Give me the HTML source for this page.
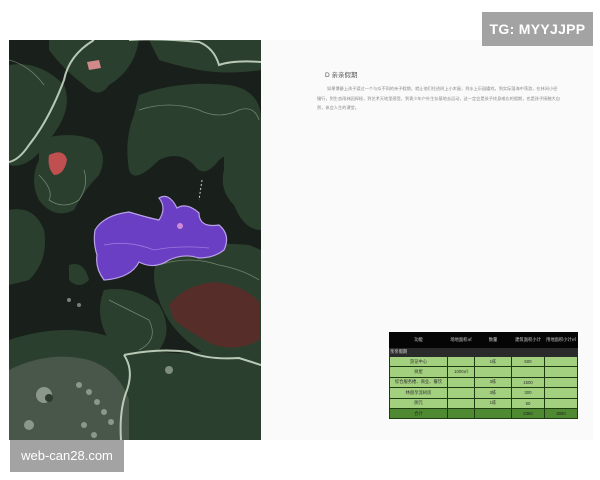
<!DOCTYPE html>
<html><head><meta charset="utf-8"><style>
html,body{margin:0;padding:0;width:600px;height:480px;background:#fff;overflow:hidden;font-family:"Liberation Sans","Noto Sans CJK SC",sans-serif}
.pg{position:absolute;left:260px;top:40px;width:333px;height:400px;background:#fafafa}
.map{position:absolute;left:9px;top:40px;width:252px;height:400px}
.tg{position:absolute;left:482px;top:12px;width:111px;height:34px;background:#a3a3a3;color:#fff;font-size:14px;font-weight:bold;line-height:34px;text-align:center;letter-spacing:.3px}
.wc{position:absolute;left:10px;top:440px;width:114px;height:32px;background:#a3a3a3;color:#fff;font-size:13px;line-height:32px;text-align:center}
h3{position:absolute;left:325px;top:69px;margin:0;font-size:6.5px;font-weight:normal;color:#555}
.txt{position:absolute;left:317px;top:84px;width:244px;font-size:4.2px;line-height:9.5px;color:#888;text-indent:10px}
table{position:absolute;left:389px;top:332px;width:188px;border-collapse:collapse;font-size:4.3px;text-align:center;table-layout:fixed}
td{border:0.6px solid #1d3a10;height:9.4px;padding:0;color:#333;overflow:hidden;white-space:nowrap}
.hd td{background:#050505;color:#ccc;height:14px;border-color:#050505;white-space:normal}
.sec td{background:#2a2a2a;color:#ddd;text-align:left;height:8px;border-color:#2a2a2a}
.g td{background:#a3d07e}
.t td{background:#4f8a32;color:#222}
</style></head><body>
<div class="pg"></div>
<svg class="map" viewBox="0 0 252 400" preserveAspectRatio="none">
<rect width="252" height="400" fill="#19201b"/>
<g fill="#2b3f2e">
<path d="M0 25 Q30 20 55 45 Q65 70 40 100 Q20 130 0 125Z"/>
<path d="M40 0 L130 0 Q125 30 100 45 Q90 60 75 45 Q55 30 40 10Z"/>
<path d="M140 0 L252 0 L252 30 Q220 35 190 30 Q165 25 150 20Z"/>
<path d="M130 55 Q170 40 220 45 Q252 50 252 80 L252 110 Q230 105 210 120 Q195 140 185 125 Q170 110 150 120 Q125 145 120 130 Q115 100 125 75Z"/>
<path d="M30 100 Q60 90 85 100 Q100 115 90 135 Q75 150 65 170 Q45 180 30 160 Q20 140 30 120Z"/>
<path d="M0 170 Q25 165 35 190 Q40 220 20 240 L0 245Z"/>
<path d="M215 110 L252 105 L252 190 Q235 190 225 165 Q210 150 215 130Z"/>
<path d="M60 225 Q75 220 80 240 Q70 250 60 240Z"/>
<path d="M150 215 Q190 200 240 205 L252 210 L252 320 Q220 330 190 310 Q160 290 150 260 Q140 235 150 215Z"/>
<path d="M95 250 Q125 245 150 265 Q165 290 150 310 Q120 320 100 300 Q85 275 95 250Z"/>
<path d="M0 300 Q60 280 110 300 Q160 320 200 310 L252 315 L252 400 L0 400Z"/>
</g>
<path d="M160 265 Q175 245 205 242 Q235 245 250 262 L250 300 Q230 312 205 305 Q180 292 165 280Z" fill="#5e2a28" opacity=".85"/>
<path d="M40 115 Q55 108 58 120 Q55 135 45 135 Q38 128 40 115Z" fill="#c05050"/>
<path d="M78 22 L90 20 L92 28 L80 30Z" fill="#d08a8a"/>
<g fill="#48574a"><path d="M0 330 Q40 310 80 320 Q110 330 120 360 L120 400 L0 400Z"/></g>
<g fill="#b8c2b5" opacity=".6">
<circle cx="35" cy="355" r="8"/><circle cx="70" cy="345" r="3"/><circle cx="80" cy="352" r="3"/><circle cx="88" cy="362" r="3"/><circle cx="95" cy="372" r="3"/><circle cx="102" cy="382" r="3"/><circle cx="60" cy="260" r="2"/><circle cx="70" cy="265" r="2"/><circle cx="160" cy="330" r="4"/><circle cx="20" cy="385" r="5"/><circle cx="75" cy="385" r="3"/><circle cx="85" cy="395" r="3"/>
</g>
<circle cx="40" cy="358" r="4" fill="#2f3a30"/>
<g fill="none" stroke="#c8d8c4" stroke-width="2" opacity=".9">
<path d="M85 0 Q60 15 55 40 Q40 80 20 105 Q10 120 0 122"/>
<path d="M120 0 Q150 -2 190 2 Q205 8 210 25 Q225 20 252 22"/>
<path d="M115 315 Q150 308 180 312 Q200 320 230 318 L252 325"/>
<path d="M115 315 Q125 330 118 350 Q110 370 112 400"/>
</g>
<g fill="none" stroke="#9fb59a" stroke-width=".8" opacity=".6">
<path d="M130 70 Q160 60 190 70 Q210 80 230 70 Q245 65 250 80"/>
<path d="M30 135 Q45 150 40 160 Q55 170 70 160 Q80 145 75 130"/>
<path d="M150 225 Q180 215 210 225 Q235 230 250 240"/>
<path d="M100 260 Q120 270 140 280 Q150 300 130 310"/>
<path d="M0 20 Q20 25 35 45"/>
</g>
<path d="M86 190 Q95 175 120 172 Q140 178 150 180 Q158 168 150 158 Q160 152 168 168 Q178 162 190 173 Q190 188 210 185 Q222 195 215 210 Q205 218 190 218 Q175 213 160 220 Q145 230 130 222 Q122 238 95 240 Q86 228 88 215 Q84 203 86 190Z" fill="#6b3fc4" stroke="#b9a0e8" stroke-width="1.2"/>
<path d="M95 205 Q120 200 145 210 Q170 205 200 208" fill="none" stroke="#9a78e0" stroke-width=".8"/>
<circle cx="171" cy="186" r="3" fill="#d08ad8"/>
<path d="M193 140 L190 160" stroke="#ccc" stroke-width="1" stroke-dasharray="2 2"/>
</svg>
<div class="tg">TG: MYYJJPP</div>
<div class="wc">web-can28.com</div>
<h3>D 亲亲假期</h3>
<div class="txt">如果博爵上孩子渡过一个与众不同的亲子假期，就让他们住进树上小木屋，到水上乐园嬉戏，到实际湿海中荡游，在林间小径慢行，到生态雨林园探秘，到艺术天地里感受，到青少年户外生存基地去运动，这一定会是孩子终身难忘的假期，也是孩子接触大自然，体会人生的课堂。</div>
<table>
<colgroup><col style="width:58px"><col style="width:27px"><col style="width:37px"><col style="width:33px"><col style="width:33px"></colgroup>
<tr class="hd"><td>功能</td><td>场地面积㎡</td><td>数量</td><td>建筑面积小计</td><td>用地面积小计㎡</td></tr>
<tr class="sec"><td colspan="5">亲亲假期</td></tr>
<tr class="g"><td>游览中心</td><td></td><td>1栋</td><td>500</td><td></td></tr>
<tr class="g"><td>树屋</td><td>1000㎡</td><td></td><td></td><td></td></tr>
<tr class="g"><td>综合服务楼、商业、餐饮</td><td></td><td>3栋</td><td>1500</td><td></td></tr>
<tr class="g"><td>林盘孕流树房</td><td></td><td>3栋</td><td>300</td><td></td></tr>
<tr class="g"><td>厕元</td><td></td><td>1栋</td><td>50</td><td></td></tr>
<tr class="t"><td>合计</td><td></td><td></td><td>2350</td><td>3050</td></tr>
</table>
</body></html>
---------------
#### What is asked
Copy each line in full and exactly, omitting any picture.

#### Solution to this problem
Give me the HTML source for this page.
<!DOCTYPE html>
<html><head><meta charset="utf-8"><style>
html,body{margin:0;padding:0;width:600px;height:480px;background:#fff;overflow:hidden;font-family:"Liberation Sans","Noto Sans CJK SC",sans-serif}
.pg{position:absolute;left:260px;top:40px;width:333px;height:400px;background:#fafafa}
.map{position:absolute;left:9px;top:40px;width:252px;height:400px}
.tg{position:absolute;left:482px;top:12px;width:111px;height:34px;background:#a3a3a3;color:#fff;font-size:14px;font-weight:bold;line-height:34px;text-align:center;letter-spacing:.3px}
.wc{position:absolute;left:10px;top:440px;width:114px;height:32px;background:#a3a3a3;color:#fff;font-size:13px;line-height:32px;text-align:center}
h3{position:absolute;left:325px;top:69px;margin:0;font-size:6.5px;font-weight:normal;color:#555}
.txt{position:absolute;left:317px;top:84px;width:244px;font-size:4.2px;line-height:9.5px;color:#888;text-indent:10px}
table{position:absolute;left:389px;top:332px;width:188px;border-collapse:collapse;font-size:4.3px;text-align:center;table-layout:fixed}
td{border:0.6px solid #1d3a10;height:9.4px;padding:0;color:#333;overflow:hidden;white-space:nowrap}
.hd td{background:#050505;color:#ccc;height:14px;border-color:#050505;white-space:normal}
.sec td{background:#2a2a2a;color:#ddd;text-align:left;height:8px;border-color:#2a2a2a}
.g td{background:#a3d07e}
.t td{background:#4f8a32;color:#222}
</style></head><body>
<div class="pg"></div>
<svg class="map" viewBox="0 0 252 400" preserveAspectRatio="none">
<rect width="252" height="400" fill="#19201b"/>
<g fill="#2b3f2e">
<path d="M0 25 Q30 20 55 45 Q65 70 40 100 Q20 130 0 125Z"/>
<path d="M40 0 L130 0 Q125 30 100 45 Q90 60 75 45 Q55 30 40 10Z"/>
<path d="M140 0 L252 0 L252 30 Q220 35 190 30 Q165 25 150 20Z"/>
<path d="M130 55 Q170 40 220 45 Q252 50 252 80 L252 110 Q230 105 210 120 Q195 140 185 125 Q170 110 150 120 Q125 145 120 130 Q115 100 125 75Z"/>
<path d="M30 100 Q60 90 85 100 Q100 115 90 135 Q75 150 65 170 Q45 180 30 160 Q20 140 30 120Z"/>
<path d="M0 170 Q25 165 35 190 Q40 220 20 240 L0 245Z"/>
<path d="M215 110 L252 105 L252 190 Q235 190 225 165 Q210 150 215 130Z"/>
<path d="M60 225 Q75 220 80 240 Q70 250 60 240Z"/>
<path d="M150 215 Q190 200 240 205 L252 210 L252 320 Q220 330 190 310 Q160 290 150 260 Q140 235 150 215Z"/>
<path d="M95 250 Q125 245 150 265 Q165 290 150 310 Q120 320 100 300 Q85 275 95 250Z"/>
<path d="M0 300 Q60 280 110 300 Q160 320 200 310 L252 315 L252 400 L0 400Z"/>
</g>
<path d="M160 265 Q175 245 205 242 Q235 245 250 262 L250 300 Q230 312 205 305 Q180 292 165 280Z" fill="#5e2a28" opacity=".85"/>
<path d="M40 115 Q55 108 58 120 Q55 135 45 135 Q38 128 40 115Z" fill="#c05050"/>
<path d="M78 22 L90 20 L92 28 L80 30Z" fill="#d08a8a"/>
<g fill="#48574a"><path d="M0 330 Q40 310 80 320 Q110 330 120 360 L120 400 L0 400Z"/></g>
<g fill="#b8c2b5" opacity=".6">
<circle cx="35" cy="355" r="8"/><circle cx="70" cy="345" r="3"/><circle cx="80" cy="352" r="3"/><circle cx="88" cy="362" r="3"/><circle cx="95" cy="372" r="3"/><circle cx="102" cy="382" r="3"/><circle cx="60" cy="260" r="2"/><circle cx="70" cy="265" r="2"/><circle cx="160" cy="330" r="4"/><circle cx="20" cy="385" r="5"/><circle cx="75" cy="385" r="3"/><circle cx="85" cy="395" r="3"/>
</g>
<circle cx="40" cy="358" r="4" fill="#2f3a30"/>
<g fill="none" stroke="#c8d8c4" stroke-width="2" opacity=".9">
<path d="M85 0 Q60 15 55 40 Q40 80 20 105 Q10 120 0 122"/>
<path d="M120 0 Q150 -2 190 2 Q205 8 210 25 Q225 20 252 22"/>
<path d="M115 315 Q150 308 180 312 Q200 320 230 318 L252 325"/>
<path d="M115 315 Q125 330 118 350 Q110 370 112 400"/>
</g>
<g fill="none" stroke="#9fb59a" stroke-width=".8" opacity=".6">
<path d="M130 70 Q160 60 190 70 Q210 80 230 70 Q245 65 250 80"/>
<path d="M30 135 Q45 150 40 160 Q55 170 70 160 Q80 145 75 130"/>
<path d="M150 225 Q180 215 210 225 Q235 230 250 240"/>
<path d="M100 260 Q120 270 140 280 Q150 300 130 310"/>
<path d="M0 20 Q20 25 35 45"/>
</g>
<path d="M86 190 Q95 175 120 172 Q140 178 150 180 Q158 168 150 158 Q160 152 168 168 Q178 162 190 173 Q190 188 210 185 Q222 195 215 210 Q205 218 190 218 Q175 213 160 220 Q145 230 130 222 Q122 238 95 240 Q86 228 88 215 Q84 203 86 190Z" fill="#6b3fc4" stroke="#b9a0e8" stroke-width="1.2"/>
<path d="M95 205 Q120 200 145 210 Q170 205 200 208" fill="none" stroke="#9a78e0" stroke-width=".8"/>
<circle cx="171" cy="186" r="3" fill="#d08ad8"/>
<path d="M193 140 L190 160" stroke="#ccc" stroke-width="1" stroke-dasharray="2 2"/>
</svg>
<div class="tg">TG: MYYJJPP</div>
<div class="wc">web-can28.com</div>
<h3>D 亲亲假期</h3>
<div class="txt">如果博爵上孩子渡过一个与众不同的亲子假期，就让他们住进树上小木屋，到水上乐园嬉戏，到实际湿海中荡游，在林间小径慢行，到生态雨林园探秘，到艺术天地里感受，到青少年户外生存基地去运动，这一定会是孩子终身难忘的假期，也是孩子接触大自然，体会人生的课堂。</div>
<table>
<colgroup><col style="width:58px"><col style="width:27px"><col style="width:37px"><col style="width:33px"><col style="width:33px"></colgroup>
<tr class="hd"><td>功能</td><td>场地面积㎡</td><td>数量</td><td>建筑面积小计</td><td>用地面积小计㎡</td></tr>
<tr class="sec"><td colspan="5">亲亲假期</td></tr>
<tr class="g"><td>游览中心</td><td></td><td>1栋</td><td>500</td><td></td></tr>
<tr class="g"><td>树屋</td><td>1000㎡</td><td></td><td></td><td></td></tr>
<tr class="g"><td>综合服务楼、商业、餐饮</td><td></td><td>3栋</td><td>1500</td><td></td></tr>
<tr class="g"><td>林盘孕流树房</td><td></td><td>3栋</td><td>300</td><td></td></tr>
<tr class="g"><td>厕元</td><td></td><td>1栋</td><td>50</td><td></td></tr>
<tr class="t"><td>合计</td><td></td><td></td><td>2350</td><td>3050</td></tr>
</table>
</body></html>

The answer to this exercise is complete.